--- Start of Data to use ---

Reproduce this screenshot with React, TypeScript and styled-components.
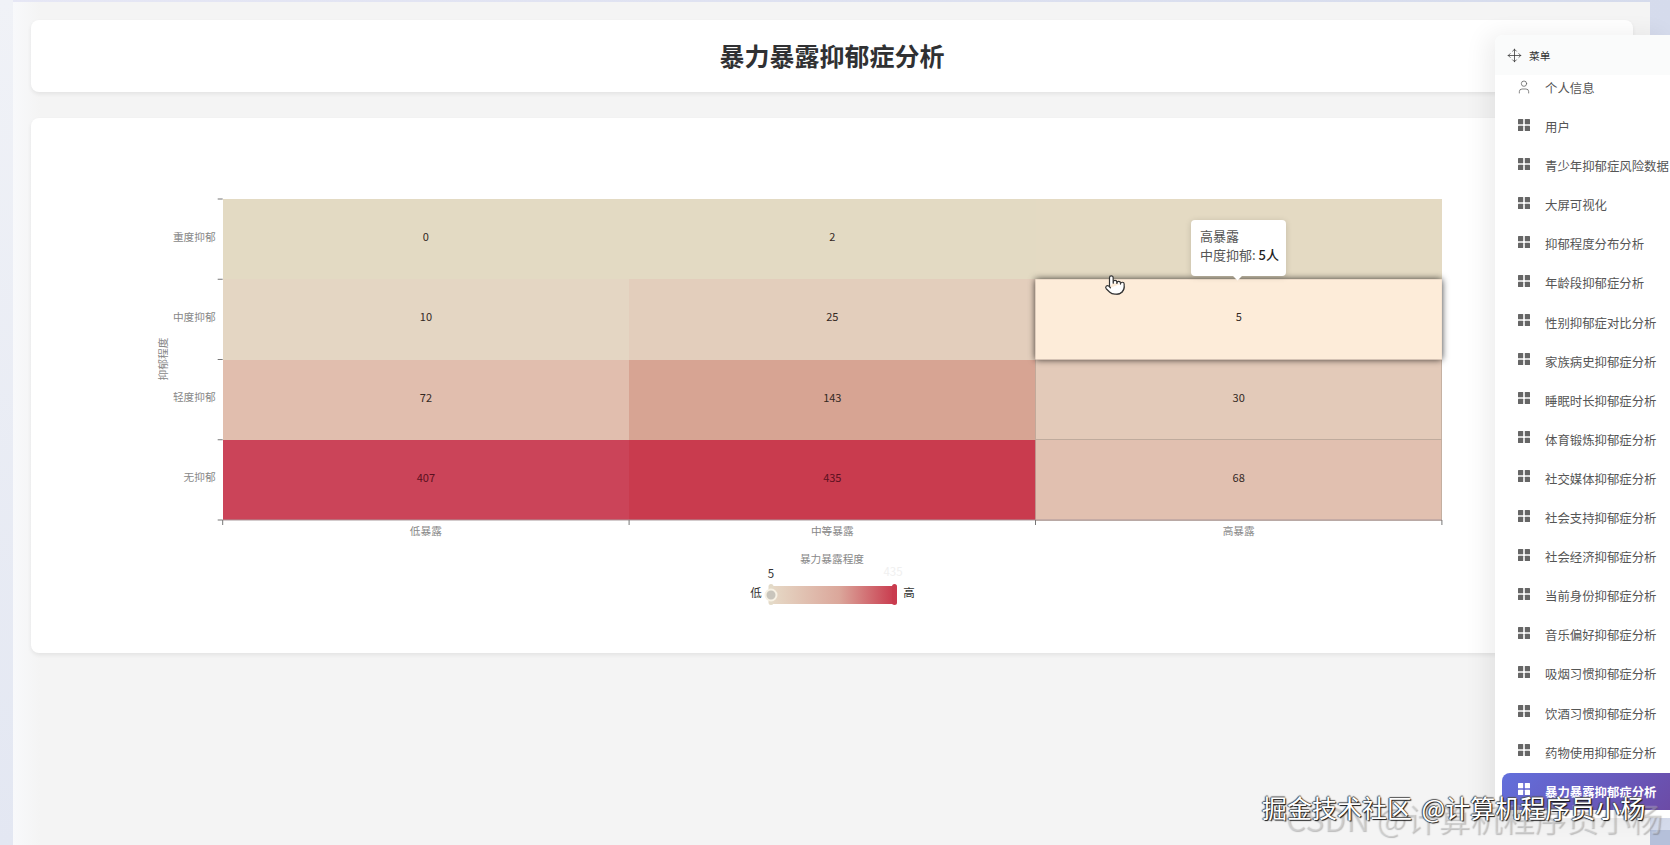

--- End of Data to use ---
--- Start of Data to use ---

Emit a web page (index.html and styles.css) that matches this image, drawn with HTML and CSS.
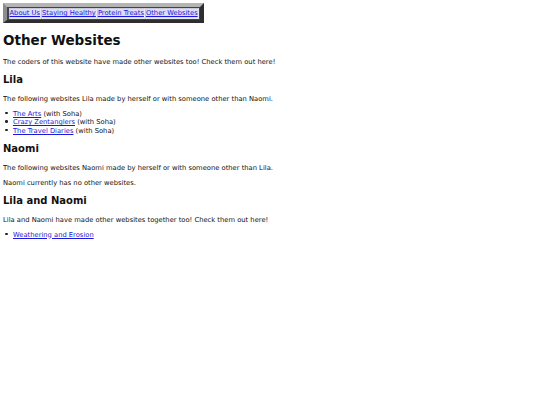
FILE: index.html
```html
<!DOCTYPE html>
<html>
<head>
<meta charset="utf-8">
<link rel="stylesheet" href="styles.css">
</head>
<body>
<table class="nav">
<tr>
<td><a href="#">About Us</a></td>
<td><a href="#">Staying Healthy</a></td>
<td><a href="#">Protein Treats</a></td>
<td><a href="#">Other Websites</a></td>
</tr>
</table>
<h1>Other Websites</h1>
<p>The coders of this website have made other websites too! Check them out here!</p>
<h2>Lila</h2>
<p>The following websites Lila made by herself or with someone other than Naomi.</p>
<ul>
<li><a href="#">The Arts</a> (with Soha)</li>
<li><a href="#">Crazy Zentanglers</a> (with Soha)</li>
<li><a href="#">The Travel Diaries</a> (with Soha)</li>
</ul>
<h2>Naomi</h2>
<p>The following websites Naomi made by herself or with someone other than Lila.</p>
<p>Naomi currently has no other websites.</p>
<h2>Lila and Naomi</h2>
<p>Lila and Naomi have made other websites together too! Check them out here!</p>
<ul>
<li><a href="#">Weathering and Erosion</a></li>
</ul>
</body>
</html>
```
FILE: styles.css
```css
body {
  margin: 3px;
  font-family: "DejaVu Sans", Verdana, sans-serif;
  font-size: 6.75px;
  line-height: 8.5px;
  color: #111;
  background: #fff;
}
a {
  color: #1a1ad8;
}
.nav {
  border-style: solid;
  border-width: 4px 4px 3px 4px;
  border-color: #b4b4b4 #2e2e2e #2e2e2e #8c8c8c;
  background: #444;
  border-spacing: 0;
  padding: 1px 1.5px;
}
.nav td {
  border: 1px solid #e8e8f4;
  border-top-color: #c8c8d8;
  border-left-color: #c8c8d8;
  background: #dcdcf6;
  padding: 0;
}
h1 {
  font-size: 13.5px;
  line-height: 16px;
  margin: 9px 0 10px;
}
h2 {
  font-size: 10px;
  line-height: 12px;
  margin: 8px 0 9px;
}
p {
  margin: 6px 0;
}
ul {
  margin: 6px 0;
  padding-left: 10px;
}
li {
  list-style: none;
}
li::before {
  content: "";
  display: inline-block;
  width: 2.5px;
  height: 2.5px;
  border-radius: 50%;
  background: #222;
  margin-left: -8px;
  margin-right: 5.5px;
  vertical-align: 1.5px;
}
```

--- End of Data to use ---
--- Start of Data to use ---

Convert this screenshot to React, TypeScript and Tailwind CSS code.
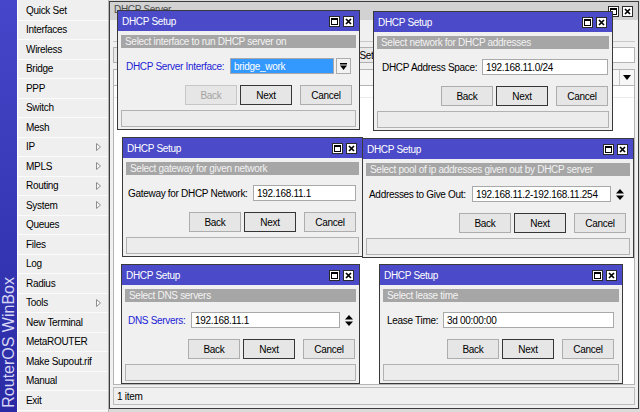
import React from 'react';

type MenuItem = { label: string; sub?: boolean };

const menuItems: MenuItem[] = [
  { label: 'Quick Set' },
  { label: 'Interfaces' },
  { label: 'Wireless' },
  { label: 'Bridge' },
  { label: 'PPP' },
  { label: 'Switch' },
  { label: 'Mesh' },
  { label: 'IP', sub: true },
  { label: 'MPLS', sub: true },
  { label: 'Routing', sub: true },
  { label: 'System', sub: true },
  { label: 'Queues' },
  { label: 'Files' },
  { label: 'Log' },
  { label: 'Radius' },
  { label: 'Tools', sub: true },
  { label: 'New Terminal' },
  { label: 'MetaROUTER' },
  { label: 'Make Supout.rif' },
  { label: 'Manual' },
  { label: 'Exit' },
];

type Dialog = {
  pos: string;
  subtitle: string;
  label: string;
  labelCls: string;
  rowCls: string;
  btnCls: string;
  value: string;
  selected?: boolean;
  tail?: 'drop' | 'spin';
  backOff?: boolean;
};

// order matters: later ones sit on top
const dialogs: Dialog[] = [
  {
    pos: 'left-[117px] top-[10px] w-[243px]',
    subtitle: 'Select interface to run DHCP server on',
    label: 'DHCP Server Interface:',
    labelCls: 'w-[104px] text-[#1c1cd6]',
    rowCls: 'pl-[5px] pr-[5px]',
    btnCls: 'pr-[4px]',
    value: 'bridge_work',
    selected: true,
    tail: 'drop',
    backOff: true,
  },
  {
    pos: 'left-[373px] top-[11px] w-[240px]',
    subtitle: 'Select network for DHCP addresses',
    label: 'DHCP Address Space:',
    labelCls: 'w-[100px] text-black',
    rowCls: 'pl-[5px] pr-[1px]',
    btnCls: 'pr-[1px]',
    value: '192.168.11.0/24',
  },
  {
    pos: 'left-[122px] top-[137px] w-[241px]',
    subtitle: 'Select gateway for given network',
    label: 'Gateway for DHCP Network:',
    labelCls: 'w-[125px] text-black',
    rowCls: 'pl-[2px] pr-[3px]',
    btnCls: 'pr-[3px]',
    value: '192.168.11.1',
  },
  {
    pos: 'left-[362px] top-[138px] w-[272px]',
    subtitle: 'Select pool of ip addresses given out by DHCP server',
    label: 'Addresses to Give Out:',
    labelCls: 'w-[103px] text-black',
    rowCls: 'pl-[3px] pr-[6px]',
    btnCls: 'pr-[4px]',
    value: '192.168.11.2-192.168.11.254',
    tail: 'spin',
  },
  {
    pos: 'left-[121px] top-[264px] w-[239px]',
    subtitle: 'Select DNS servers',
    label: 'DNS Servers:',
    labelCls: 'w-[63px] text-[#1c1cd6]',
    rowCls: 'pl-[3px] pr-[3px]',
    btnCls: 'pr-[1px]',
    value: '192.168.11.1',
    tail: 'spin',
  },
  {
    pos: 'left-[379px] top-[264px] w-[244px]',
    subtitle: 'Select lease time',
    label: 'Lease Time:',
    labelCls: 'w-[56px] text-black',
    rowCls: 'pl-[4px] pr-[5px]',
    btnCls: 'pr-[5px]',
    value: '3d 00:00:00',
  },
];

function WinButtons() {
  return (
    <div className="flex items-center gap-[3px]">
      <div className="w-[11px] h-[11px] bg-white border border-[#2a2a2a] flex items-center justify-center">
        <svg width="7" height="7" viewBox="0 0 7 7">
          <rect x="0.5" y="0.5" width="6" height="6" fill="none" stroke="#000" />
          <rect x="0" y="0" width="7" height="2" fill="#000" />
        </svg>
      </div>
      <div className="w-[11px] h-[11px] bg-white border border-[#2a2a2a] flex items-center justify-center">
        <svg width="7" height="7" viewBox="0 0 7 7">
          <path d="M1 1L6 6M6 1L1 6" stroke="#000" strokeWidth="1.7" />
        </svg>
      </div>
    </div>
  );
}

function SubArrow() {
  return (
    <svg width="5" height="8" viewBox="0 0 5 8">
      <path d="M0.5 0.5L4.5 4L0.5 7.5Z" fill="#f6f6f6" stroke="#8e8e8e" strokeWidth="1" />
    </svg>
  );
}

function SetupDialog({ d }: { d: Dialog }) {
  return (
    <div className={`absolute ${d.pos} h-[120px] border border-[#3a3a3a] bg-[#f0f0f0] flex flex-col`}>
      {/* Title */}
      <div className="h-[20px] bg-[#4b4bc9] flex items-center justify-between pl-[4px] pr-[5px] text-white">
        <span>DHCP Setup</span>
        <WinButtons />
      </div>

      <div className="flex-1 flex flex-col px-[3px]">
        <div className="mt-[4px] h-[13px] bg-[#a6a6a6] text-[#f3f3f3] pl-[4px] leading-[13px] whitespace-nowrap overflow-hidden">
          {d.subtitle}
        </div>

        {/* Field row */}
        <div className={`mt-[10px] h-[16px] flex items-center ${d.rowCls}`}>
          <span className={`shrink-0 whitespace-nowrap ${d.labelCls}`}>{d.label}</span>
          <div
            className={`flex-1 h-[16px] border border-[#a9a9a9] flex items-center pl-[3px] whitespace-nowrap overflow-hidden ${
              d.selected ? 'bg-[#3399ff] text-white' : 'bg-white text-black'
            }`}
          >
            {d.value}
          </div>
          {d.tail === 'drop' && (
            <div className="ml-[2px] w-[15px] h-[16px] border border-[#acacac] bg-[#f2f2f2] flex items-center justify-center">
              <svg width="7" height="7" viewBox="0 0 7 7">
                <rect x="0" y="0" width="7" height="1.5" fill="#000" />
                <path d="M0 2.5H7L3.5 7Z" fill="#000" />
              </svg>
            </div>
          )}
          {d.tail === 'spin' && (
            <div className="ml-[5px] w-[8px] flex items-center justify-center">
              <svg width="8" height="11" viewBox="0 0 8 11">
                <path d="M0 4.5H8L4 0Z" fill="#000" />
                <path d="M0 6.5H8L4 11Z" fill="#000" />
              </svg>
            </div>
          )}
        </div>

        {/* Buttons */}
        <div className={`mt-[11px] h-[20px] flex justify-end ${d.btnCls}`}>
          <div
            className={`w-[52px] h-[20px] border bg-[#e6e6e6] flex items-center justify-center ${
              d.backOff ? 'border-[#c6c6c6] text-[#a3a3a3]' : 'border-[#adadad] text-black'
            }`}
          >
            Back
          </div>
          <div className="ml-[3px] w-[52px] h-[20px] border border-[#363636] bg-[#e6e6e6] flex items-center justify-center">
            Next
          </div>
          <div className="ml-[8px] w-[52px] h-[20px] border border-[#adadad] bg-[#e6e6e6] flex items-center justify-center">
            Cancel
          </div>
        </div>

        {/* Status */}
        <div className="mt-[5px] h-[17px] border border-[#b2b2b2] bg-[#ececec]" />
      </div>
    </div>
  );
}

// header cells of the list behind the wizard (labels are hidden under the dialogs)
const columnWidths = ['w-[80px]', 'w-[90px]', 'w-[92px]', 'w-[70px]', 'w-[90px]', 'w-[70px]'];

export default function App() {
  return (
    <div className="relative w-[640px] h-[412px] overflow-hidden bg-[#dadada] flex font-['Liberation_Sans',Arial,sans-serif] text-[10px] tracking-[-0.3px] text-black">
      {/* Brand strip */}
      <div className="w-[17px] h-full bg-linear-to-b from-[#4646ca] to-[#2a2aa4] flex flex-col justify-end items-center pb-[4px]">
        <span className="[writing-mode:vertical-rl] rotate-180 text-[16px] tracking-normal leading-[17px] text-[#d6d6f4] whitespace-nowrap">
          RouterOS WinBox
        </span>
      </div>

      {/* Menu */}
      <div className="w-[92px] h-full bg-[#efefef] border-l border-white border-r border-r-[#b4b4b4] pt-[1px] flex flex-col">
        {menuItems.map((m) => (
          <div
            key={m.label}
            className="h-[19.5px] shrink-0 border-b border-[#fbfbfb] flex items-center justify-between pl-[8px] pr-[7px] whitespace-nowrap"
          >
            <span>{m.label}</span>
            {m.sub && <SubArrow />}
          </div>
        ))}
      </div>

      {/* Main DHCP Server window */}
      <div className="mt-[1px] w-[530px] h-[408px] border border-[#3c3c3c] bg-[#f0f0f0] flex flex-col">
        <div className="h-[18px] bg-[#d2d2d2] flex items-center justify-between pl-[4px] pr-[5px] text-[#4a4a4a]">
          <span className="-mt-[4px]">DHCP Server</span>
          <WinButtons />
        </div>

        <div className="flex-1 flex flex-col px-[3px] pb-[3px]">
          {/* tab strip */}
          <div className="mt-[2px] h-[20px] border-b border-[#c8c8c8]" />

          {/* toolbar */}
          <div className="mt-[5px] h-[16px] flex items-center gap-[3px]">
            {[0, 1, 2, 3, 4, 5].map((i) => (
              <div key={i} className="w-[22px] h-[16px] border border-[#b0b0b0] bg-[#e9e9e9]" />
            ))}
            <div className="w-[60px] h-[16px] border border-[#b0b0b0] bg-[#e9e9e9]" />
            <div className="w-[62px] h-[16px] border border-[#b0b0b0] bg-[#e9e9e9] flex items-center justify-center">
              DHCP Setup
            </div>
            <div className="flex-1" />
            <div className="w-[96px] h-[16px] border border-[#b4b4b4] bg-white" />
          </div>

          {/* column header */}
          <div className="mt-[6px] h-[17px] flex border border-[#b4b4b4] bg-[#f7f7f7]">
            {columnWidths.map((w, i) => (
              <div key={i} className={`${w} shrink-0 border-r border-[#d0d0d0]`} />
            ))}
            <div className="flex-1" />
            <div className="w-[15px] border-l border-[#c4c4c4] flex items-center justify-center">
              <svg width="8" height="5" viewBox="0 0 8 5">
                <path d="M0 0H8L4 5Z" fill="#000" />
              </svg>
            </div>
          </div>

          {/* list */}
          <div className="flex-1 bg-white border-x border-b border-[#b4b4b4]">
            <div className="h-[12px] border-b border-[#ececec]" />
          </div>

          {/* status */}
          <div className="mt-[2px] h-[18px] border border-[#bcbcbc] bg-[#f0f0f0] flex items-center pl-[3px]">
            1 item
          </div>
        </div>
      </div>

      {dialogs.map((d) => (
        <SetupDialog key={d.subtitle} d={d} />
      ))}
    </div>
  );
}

--- End of Data to use ---

#### Exercise details
Gather each line of the records holding the string "screenshot".

#### Written answer
Reproduce this screenshot with React, TypeScript and styled-components.
Convert this screenshot to React, TypeScript and Tailwind CSS code.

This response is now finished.